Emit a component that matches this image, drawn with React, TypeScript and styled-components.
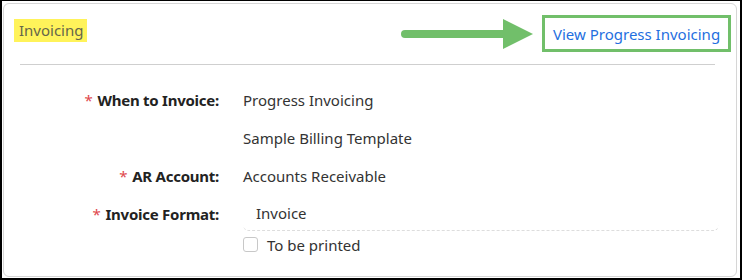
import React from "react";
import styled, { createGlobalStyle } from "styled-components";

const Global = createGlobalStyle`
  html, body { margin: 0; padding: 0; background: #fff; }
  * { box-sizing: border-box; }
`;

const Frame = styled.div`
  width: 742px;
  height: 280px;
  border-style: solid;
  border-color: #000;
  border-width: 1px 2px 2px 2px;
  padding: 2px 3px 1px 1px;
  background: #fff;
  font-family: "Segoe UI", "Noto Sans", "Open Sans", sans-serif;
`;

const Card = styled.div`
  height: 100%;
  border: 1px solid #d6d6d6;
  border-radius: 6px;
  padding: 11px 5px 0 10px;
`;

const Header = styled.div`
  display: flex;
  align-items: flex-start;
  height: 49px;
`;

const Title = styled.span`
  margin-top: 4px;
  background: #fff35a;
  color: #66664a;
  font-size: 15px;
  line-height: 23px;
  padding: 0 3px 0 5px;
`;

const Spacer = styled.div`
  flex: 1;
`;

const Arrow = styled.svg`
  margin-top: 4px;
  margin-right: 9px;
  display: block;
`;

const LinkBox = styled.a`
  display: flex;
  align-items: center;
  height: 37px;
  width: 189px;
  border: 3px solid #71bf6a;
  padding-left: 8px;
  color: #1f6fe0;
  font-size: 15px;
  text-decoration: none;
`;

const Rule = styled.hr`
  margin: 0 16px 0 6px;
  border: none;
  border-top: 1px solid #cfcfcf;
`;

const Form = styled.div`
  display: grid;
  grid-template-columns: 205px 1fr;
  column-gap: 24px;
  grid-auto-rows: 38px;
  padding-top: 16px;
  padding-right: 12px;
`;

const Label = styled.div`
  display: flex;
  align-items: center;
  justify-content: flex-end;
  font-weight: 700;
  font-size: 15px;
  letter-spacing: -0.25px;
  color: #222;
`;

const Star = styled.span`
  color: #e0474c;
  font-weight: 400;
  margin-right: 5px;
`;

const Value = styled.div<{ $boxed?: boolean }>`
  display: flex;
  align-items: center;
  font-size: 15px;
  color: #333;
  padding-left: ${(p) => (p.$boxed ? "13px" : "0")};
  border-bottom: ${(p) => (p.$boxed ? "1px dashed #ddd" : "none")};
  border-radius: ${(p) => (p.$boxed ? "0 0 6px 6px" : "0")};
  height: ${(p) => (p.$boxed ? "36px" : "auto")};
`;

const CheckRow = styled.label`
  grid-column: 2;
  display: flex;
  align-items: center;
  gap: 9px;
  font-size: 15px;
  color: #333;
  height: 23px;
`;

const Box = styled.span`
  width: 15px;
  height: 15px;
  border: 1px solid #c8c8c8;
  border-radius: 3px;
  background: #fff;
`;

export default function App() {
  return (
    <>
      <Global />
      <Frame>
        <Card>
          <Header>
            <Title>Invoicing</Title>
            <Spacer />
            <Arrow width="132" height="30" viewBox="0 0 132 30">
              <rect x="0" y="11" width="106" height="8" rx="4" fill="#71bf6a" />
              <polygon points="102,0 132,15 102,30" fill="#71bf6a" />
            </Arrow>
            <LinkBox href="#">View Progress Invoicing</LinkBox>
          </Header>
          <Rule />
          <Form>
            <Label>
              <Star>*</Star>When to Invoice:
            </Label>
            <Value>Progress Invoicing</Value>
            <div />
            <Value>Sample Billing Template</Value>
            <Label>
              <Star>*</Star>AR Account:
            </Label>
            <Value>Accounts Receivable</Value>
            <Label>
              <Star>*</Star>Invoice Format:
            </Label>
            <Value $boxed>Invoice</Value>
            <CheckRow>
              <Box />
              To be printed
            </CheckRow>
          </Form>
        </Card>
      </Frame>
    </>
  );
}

---

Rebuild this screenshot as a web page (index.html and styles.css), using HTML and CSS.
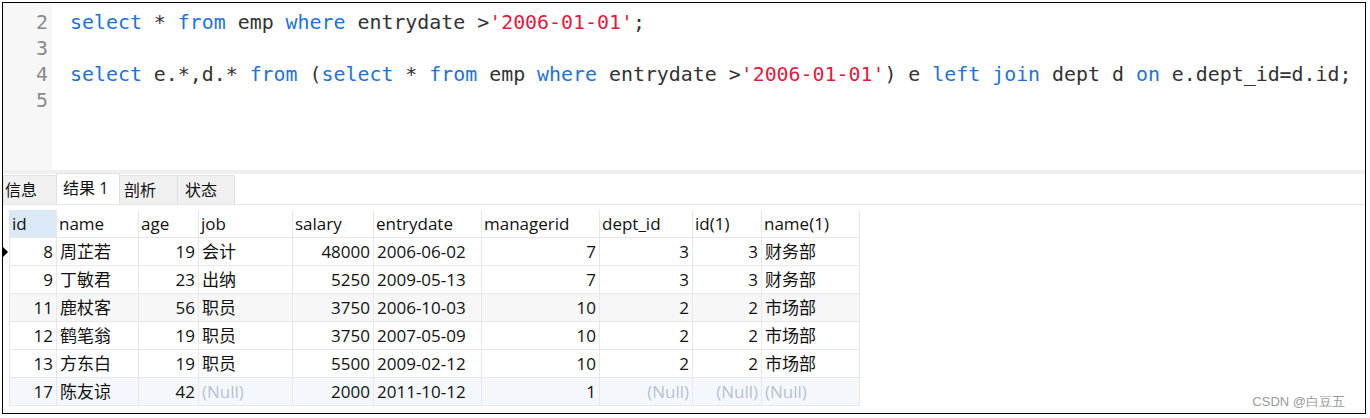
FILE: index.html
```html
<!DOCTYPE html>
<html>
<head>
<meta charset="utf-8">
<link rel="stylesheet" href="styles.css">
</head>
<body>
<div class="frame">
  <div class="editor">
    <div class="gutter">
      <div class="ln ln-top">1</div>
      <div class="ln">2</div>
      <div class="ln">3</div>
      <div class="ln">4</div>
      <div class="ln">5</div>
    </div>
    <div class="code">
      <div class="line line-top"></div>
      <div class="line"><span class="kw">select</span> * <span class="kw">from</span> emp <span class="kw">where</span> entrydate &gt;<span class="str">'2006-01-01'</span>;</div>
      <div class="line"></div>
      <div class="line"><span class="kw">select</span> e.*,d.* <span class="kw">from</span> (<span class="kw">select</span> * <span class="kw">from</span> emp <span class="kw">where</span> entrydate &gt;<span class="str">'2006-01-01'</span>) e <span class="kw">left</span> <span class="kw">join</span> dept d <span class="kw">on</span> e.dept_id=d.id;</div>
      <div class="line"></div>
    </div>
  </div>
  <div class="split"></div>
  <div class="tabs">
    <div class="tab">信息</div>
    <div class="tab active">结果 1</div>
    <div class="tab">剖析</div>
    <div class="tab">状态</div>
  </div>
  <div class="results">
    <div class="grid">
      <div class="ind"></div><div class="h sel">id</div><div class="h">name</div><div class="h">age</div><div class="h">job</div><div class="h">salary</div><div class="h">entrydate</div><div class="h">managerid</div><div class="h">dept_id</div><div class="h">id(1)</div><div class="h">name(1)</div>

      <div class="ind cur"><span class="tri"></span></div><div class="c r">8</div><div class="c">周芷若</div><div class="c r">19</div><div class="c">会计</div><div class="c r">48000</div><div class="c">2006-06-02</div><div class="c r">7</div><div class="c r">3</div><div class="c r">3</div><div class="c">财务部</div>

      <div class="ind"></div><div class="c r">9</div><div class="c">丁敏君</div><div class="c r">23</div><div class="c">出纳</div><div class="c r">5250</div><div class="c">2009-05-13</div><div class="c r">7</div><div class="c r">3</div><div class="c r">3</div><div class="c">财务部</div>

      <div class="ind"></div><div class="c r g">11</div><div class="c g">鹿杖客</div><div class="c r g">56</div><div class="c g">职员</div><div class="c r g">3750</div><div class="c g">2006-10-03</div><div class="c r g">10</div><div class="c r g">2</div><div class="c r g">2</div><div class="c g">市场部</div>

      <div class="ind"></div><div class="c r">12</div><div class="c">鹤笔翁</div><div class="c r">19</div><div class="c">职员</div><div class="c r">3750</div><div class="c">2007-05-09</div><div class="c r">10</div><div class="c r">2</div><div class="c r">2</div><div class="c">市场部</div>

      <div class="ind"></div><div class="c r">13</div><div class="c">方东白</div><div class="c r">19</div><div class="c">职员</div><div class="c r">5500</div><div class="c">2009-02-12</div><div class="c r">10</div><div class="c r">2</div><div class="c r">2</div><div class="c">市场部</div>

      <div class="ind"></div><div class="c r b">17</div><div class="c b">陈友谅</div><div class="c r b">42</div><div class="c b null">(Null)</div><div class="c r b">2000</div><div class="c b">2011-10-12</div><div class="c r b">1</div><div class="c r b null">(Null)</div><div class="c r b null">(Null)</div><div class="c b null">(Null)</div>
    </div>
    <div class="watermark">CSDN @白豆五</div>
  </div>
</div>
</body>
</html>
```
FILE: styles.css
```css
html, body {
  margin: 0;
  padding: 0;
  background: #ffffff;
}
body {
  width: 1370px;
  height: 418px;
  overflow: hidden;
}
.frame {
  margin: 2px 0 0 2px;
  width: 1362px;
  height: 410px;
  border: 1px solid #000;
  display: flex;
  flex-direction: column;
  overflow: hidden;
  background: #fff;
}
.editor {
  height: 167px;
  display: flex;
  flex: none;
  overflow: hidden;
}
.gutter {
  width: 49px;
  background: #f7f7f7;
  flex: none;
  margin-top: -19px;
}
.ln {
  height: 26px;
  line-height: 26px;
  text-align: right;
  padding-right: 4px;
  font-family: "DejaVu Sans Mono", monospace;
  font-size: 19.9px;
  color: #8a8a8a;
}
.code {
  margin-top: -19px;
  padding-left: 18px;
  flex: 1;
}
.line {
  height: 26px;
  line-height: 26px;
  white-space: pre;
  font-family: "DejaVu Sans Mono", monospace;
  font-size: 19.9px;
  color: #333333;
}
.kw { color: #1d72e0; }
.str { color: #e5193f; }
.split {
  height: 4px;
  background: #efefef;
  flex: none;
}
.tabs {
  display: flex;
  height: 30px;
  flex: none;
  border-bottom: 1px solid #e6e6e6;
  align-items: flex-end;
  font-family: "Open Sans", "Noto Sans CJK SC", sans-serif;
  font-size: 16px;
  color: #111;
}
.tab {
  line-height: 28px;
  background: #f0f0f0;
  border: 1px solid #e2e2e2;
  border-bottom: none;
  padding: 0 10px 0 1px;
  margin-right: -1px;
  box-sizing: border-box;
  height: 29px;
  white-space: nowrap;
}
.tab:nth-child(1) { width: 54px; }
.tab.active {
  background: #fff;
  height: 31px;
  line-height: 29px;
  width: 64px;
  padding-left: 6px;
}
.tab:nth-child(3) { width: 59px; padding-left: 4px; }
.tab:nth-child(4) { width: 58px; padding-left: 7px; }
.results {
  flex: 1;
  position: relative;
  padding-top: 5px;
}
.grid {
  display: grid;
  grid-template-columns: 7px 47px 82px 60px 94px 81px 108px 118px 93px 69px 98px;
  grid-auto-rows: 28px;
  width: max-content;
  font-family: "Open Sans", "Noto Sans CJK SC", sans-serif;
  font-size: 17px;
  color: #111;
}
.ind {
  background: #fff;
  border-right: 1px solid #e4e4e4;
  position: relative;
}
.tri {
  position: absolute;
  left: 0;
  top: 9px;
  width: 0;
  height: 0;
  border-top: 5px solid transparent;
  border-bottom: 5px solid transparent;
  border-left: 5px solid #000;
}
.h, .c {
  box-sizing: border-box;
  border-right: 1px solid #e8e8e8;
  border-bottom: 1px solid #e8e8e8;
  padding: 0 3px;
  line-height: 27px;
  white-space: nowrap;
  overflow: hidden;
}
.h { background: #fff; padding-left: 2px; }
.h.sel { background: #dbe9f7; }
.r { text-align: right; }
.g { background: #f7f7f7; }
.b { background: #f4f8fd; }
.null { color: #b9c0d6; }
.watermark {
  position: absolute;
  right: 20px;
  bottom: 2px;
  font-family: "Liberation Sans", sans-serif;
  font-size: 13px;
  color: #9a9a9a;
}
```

---

**JOB**: Isolate each line of the listing above that includes "styles". Copy it.

**TASK SOLUTION**:
Rebuild this screenshot as a web page (index.html and styles.css), using HTML and CSS.
<link rel="stylesheet" href="styles.css">
FILE: styles.css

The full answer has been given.